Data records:
•••••
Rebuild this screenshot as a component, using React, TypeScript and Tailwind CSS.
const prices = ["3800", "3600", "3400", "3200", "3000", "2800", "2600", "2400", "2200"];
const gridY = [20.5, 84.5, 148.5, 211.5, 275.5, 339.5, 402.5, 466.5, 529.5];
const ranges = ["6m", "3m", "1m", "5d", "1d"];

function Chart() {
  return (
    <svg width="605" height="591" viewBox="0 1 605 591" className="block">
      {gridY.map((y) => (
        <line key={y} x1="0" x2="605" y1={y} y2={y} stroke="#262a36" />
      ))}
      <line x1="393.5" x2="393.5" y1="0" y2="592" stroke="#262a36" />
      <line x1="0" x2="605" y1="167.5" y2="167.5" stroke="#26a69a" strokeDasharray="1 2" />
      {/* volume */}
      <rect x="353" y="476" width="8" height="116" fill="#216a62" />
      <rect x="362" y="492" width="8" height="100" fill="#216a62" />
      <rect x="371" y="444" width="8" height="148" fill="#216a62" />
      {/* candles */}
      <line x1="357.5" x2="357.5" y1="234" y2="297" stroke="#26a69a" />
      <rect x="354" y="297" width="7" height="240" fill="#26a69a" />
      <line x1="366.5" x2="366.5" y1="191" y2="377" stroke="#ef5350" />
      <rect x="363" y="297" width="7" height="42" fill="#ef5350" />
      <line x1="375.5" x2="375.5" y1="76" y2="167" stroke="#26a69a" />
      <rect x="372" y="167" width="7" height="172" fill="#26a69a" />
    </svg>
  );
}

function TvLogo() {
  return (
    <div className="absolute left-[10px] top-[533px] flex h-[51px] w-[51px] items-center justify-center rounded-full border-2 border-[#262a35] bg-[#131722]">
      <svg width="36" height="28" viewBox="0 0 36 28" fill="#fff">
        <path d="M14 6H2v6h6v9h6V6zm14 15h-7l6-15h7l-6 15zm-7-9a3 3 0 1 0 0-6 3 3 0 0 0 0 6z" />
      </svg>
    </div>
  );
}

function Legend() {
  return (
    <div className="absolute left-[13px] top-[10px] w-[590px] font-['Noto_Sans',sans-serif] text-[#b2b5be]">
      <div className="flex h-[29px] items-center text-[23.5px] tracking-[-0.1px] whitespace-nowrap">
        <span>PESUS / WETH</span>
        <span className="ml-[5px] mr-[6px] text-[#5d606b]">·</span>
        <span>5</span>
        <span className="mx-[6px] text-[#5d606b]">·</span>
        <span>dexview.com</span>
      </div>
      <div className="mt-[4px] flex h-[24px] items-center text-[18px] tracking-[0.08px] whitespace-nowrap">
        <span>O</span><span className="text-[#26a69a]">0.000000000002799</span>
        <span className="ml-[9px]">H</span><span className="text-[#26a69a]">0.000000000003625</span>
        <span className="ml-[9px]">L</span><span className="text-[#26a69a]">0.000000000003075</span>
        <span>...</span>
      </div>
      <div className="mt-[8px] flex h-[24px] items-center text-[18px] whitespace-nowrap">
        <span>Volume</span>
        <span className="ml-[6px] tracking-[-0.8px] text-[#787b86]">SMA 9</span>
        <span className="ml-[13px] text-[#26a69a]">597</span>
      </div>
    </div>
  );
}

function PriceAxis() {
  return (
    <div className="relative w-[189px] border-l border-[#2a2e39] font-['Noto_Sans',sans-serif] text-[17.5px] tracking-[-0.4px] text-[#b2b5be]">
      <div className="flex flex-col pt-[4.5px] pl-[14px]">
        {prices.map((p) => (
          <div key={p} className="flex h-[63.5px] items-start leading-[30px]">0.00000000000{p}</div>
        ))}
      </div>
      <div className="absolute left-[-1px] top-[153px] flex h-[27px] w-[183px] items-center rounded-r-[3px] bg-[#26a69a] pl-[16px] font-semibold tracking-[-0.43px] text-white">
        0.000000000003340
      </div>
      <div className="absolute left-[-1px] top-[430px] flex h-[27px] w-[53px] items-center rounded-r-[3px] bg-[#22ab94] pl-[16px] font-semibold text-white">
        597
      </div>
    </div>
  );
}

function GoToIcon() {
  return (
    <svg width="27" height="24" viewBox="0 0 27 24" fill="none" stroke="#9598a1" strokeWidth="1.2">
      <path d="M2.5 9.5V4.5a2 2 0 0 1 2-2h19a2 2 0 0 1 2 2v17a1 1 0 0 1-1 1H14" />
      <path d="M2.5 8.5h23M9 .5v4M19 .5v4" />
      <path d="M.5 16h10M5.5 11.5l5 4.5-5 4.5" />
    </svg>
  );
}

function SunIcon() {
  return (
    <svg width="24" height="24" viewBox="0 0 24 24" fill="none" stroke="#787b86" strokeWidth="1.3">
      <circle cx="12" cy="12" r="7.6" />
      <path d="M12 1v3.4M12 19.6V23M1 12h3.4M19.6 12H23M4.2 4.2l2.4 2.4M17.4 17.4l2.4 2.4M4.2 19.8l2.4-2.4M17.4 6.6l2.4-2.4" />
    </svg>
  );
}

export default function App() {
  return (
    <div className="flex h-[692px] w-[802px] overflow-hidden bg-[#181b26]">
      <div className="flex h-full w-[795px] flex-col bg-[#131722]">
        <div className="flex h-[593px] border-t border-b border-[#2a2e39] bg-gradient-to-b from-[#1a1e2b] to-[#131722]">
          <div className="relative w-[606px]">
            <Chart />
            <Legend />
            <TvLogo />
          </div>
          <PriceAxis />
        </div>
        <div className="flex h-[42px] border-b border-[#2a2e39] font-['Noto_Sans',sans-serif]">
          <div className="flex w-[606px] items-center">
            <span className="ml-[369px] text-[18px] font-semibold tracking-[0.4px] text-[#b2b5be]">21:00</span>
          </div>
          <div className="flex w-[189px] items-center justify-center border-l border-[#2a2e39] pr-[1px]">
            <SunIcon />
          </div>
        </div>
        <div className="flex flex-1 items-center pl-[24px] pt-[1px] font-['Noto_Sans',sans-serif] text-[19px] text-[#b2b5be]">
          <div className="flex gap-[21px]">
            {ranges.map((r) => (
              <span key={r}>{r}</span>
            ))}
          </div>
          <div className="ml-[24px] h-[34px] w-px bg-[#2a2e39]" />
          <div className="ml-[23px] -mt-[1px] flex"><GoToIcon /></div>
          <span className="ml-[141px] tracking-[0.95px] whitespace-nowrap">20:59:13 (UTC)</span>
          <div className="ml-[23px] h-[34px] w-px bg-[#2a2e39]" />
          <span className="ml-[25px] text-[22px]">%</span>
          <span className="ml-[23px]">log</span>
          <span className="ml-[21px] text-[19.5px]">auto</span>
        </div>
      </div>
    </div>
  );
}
•••••
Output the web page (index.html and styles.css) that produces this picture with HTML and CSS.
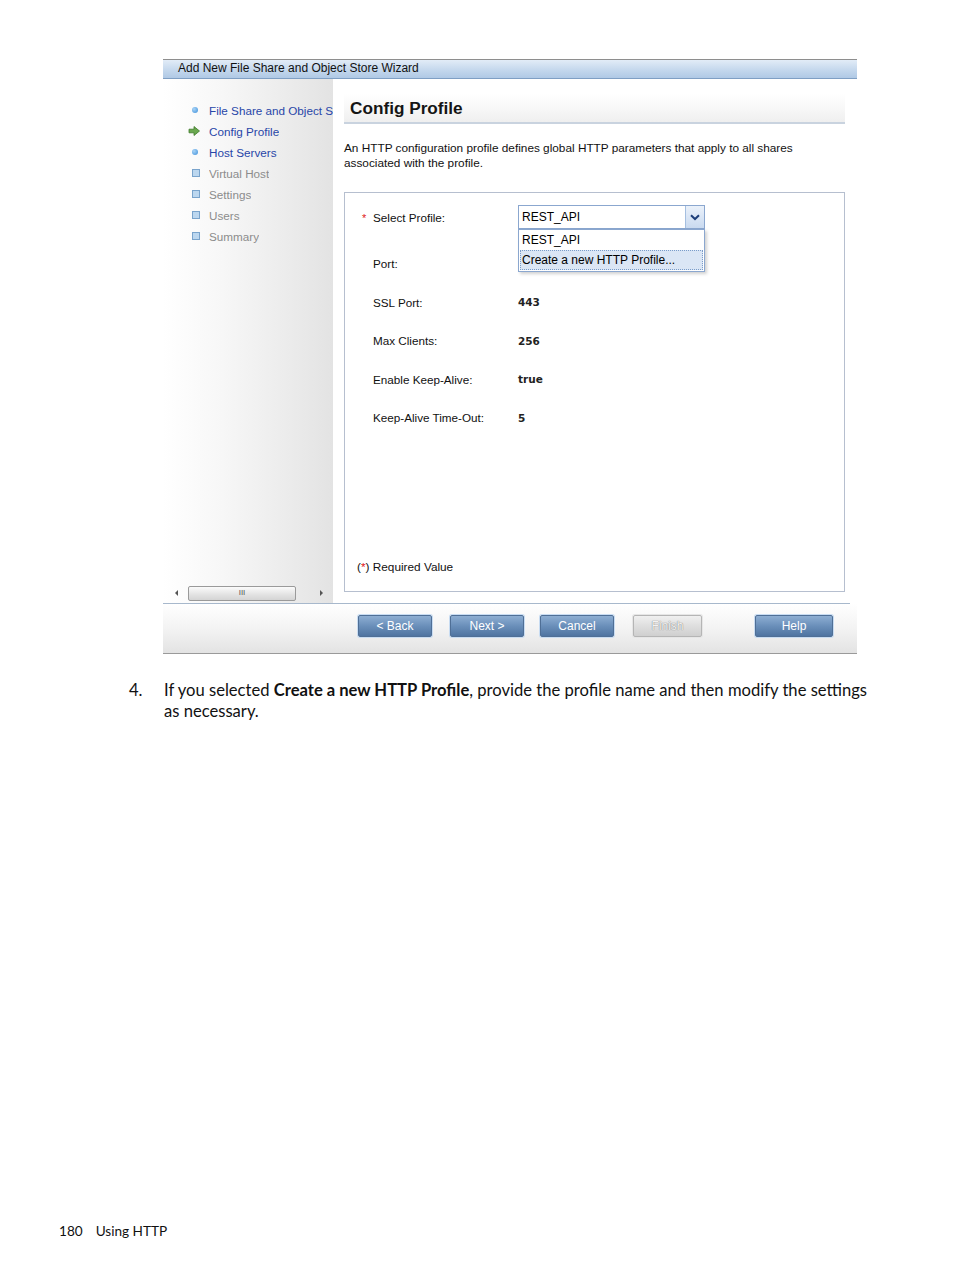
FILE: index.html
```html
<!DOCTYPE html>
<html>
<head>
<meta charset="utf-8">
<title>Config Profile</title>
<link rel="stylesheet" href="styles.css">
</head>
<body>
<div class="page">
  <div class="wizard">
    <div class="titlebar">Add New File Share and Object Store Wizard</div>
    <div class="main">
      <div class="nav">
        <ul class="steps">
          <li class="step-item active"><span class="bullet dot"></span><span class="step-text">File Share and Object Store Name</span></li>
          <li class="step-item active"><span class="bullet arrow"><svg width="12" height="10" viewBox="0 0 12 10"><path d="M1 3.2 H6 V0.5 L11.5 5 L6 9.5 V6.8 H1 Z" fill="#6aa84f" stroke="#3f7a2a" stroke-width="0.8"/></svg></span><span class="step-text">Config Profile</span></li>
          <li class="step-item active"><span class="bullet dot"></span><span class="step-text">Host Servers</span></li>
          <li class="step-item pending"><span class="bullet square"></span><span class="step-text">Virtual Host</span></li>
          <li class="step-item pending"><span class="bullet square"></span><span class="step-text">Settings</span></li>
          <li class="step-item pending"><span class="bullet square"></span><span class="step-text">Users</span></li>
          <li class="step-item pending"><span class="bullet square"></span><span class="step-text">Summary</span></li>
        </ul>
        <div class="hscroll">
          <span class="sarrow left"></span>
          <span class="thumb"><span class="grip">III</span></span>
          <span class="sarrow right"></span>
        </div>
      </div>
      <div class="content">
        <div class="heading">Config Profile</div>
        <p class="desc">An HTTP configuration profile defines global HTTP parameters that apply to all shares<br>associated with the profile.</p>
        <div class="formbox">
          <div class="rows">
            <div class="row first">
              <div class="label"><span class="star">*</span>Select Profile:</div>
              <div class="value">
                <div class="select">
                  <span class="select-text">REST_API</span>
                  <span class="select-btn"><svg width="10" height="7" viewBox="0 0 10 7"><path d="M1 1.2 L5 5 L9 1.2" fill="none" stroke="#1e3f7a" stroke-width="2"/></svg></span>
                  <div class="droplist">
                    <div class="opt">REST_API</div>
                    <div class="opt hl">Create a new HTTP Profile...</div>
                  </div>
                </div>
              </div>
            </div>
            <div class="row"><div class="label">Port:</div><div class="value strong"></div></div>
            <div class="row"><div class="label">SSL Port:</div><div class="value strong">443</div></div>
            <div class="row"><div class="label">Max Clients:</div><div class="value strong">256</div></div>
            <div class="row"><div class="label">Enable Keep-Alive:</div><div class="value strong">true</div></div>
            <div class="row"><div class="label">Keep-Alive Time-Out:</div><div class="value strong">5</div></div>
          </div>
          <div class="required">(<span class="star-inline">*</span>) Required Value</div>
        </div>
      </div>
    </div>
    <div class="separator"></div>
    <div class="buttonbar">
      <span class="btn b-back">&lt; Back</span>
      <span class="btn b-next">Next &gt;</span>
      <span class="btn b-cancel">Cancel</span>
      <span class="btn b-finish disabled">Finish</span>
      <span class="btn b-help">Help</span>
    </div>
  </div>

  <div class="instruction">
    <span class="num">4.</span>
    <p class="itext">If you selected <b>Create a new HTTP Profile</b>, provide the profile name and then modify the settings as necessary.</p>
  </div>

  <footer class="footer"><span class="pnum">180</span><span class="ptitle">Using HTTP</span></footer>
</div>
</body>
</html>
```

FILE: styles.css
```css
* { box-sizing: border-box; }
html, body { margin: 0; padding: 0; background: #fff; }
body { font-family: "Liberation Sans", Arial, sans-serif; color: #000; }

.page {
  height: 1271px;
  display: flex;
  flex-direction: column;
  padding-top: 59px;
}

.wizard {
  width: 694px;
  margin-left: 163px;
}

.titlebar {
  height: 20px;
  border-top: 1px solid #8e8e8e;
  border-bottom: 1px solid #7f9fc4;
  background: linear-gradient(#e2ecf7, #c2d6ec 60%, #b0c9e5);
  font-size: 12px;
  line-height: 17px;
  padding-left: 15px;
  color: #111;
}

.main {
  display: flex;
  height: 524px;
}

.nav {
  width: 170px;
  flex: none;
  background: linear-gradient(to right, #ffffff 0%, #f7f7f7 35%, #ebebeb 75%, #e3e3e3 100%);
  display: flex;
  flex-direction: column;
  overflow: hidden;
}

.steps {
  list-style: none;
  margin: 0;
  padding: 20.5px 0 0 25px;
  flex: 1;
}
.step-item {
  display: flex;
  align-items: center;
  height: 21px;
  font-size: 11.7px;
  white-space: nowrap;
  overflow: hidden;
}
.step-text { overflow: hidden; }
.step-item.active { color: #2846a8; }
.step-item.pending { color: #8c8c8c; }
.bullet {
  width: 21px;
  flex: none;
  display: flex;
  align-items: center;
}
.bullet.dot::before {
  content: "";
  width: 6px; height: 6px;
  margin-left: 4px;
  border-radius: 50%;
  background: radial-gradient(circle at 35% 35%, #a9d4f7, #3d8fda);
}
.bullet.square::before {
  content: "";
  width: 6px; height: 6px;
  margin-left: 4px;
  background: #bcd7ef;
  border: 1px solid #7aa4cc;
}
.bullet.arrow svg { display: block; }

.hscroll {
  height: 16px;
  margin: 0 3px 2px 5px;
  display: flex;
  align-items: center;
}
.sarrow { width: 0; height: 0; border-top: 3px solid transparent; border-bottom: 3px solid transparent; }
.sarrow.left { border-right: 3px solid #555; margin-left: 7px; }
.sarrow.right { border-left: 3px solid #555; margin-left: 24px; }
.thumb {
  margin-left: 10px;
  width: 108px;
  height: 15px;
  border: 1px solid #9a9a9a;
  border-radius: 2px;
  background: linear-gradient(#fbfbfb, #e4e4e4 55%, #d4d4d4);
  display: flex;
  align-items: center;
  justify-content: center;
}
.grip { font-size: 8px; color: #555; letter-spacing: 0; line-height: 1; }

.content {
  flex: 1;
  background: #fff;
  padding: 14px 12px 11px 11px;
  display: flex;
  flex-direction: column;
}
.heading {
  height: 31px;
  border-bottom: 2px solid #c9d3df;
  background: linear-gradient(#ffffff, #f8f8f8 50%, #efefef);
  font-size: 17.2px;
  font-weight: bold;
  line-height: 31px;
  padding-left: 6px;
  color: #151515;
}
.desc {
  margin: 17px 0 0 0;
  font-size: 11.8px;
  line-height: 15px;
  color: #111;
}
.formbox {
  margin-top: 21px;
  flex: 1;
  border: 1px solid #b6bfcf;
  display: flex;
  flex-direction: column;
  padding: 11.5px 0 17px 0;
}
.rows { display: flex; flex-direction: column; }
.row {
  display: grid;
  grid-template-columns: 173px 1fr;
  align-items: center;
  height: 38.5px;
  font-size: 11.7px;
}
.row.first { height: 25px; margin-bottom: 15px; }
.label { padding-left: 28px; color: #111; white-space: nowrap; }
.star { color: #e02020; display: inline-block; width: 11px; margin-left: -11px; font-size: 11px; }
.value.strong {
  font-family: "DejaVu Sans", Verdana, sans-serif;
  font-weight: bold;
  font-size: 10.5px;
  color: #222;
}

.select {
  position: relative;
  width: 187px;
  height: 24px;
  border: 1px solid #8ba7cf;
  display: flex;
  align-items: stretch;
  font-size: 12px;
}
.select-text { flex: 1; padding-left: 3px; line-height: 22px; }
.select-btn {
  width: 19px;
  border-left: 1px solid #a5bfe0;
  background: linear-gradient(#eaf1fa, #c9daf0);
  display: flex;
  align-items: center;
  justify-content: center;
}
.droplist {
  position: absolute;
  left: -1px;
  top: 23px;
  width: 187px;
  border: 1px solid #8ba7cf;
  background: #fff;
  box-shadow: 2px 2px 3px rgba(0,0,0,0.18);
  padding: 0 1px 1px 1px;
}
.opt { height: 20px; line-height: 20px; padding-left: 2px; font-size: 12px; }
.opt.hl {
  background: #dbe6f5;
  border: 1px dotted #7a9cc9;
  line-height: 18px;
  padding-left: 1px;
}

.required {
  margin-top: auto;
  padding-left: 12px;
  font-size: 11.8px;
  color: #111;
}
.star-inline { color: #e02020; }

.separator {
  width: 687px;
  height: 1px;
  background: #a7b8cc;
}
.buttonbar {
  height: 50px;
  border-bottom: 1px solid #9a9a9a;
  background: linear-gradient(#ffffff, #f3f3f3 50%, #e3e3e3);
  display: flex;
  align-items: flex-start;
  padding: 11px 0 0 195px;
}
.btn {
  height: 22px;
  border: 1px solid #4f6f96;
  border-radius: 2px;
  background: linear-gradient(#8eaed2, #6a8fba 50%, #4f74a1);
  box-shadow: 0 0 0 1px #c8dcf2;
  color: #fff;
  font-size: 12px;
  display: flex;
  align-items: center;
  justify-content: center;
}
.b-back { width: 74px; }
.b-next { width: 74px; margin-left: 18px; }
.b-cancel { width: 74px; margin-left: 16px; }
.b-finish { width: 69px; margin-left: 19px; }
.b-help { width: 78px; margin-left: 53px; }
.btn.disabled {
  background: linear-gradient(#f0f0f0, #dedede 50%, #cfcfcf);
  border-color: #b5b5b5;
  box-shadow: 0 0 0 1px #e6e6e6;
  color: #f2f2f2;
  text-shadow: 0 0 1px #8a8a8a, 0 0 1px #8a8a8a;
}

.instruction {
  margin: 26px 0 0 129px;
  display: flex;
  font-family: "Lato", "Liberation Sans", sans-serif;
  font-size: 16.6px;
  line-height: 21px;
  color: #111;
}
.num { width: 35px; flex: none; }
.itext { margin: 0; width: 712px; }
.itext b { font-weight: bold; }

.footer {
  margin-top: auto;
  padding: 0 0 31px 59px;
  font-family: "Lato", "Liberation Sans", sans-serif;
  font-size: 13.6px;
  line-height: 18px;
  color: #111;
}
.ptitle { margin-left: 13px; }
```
•••••
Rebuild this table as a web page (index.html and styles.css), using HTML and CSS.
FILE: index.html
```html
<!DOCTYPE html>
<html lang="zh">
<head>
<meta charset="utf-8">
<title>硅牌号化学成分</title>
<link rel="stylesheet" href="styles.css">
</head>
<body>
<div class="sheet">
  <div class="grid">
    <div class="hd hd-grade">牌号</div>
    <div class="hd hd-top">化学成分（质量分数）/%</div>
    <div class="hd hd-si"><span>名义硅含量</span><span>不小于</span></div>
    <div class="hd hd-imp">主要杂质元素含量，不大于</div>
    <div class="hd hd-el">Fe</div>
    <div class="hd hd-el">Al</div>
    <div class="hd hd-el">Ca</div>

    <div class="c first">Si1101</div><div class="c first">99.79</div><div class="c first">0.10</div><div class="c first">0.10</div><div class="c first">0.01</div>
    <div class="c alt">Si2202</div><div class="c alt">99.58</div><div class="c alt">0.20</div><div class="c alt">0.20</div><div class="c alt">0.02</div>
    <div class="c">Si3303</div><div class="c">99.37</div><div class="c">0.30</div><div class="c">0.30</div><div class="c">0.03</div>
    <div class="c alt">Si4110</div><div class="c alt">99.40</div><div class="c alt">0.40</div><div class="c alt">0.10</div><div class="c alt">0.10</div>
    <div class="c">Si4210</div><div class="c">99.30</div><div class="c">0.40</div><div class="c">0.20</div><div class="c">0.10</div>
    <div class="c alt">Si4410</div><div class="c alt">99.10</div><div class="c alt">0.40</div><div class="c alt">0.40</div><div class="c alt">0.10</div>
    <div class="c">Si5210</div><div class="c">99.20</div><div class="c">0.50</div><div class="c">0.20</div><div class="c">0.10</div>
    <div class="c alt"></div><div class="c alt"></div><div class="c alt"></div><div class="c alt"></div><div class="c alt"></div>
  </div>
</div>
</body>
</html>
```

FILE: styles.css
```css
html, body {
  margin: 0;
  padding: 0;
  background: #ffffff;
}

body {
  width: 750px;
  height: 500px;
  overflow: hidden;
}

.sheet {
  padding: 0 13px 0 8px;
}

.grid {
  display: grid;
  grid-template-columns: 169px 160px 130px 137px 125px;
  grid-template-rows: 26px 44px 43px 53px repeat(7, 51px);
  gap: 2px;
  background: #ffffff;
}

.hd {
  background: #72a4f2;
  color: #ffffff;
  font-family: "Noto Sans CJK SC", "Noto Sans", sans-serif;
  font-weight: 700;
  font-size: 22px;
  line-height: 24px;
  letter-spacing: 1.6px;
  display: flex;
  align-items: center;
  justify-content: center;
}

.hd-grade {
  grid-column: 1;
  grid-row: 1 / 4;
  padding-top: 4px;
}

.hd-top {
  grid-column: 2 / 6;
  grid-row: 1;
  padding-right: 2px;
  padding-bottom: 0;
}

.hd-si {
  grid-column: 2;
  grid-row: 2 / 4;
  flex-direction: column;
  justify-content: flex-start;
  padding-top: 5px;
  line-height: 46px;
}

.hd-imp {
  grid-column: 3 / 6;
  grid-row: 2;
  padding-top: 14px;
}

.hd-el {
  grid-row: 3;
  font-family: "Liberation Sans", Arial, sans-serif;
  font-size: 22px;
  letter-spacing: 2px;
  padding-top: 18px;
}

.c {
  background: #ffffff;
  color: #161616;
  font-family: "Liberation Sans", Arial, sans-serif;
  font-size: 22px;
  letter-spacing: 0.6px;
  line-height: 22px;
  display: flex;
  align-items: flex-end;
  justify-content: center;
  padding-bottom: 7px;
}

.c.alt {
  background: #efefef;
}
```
•••••
Do this: Identify the lines above that contain the word "page", then copy them.

Full answer:
Output the web page (index.html and styles.css) that produces this picture with HTML and CSS.
<div class="page">
.page {
Rebuild this table as a web page (index.html and styles.css), using HTML and CSS.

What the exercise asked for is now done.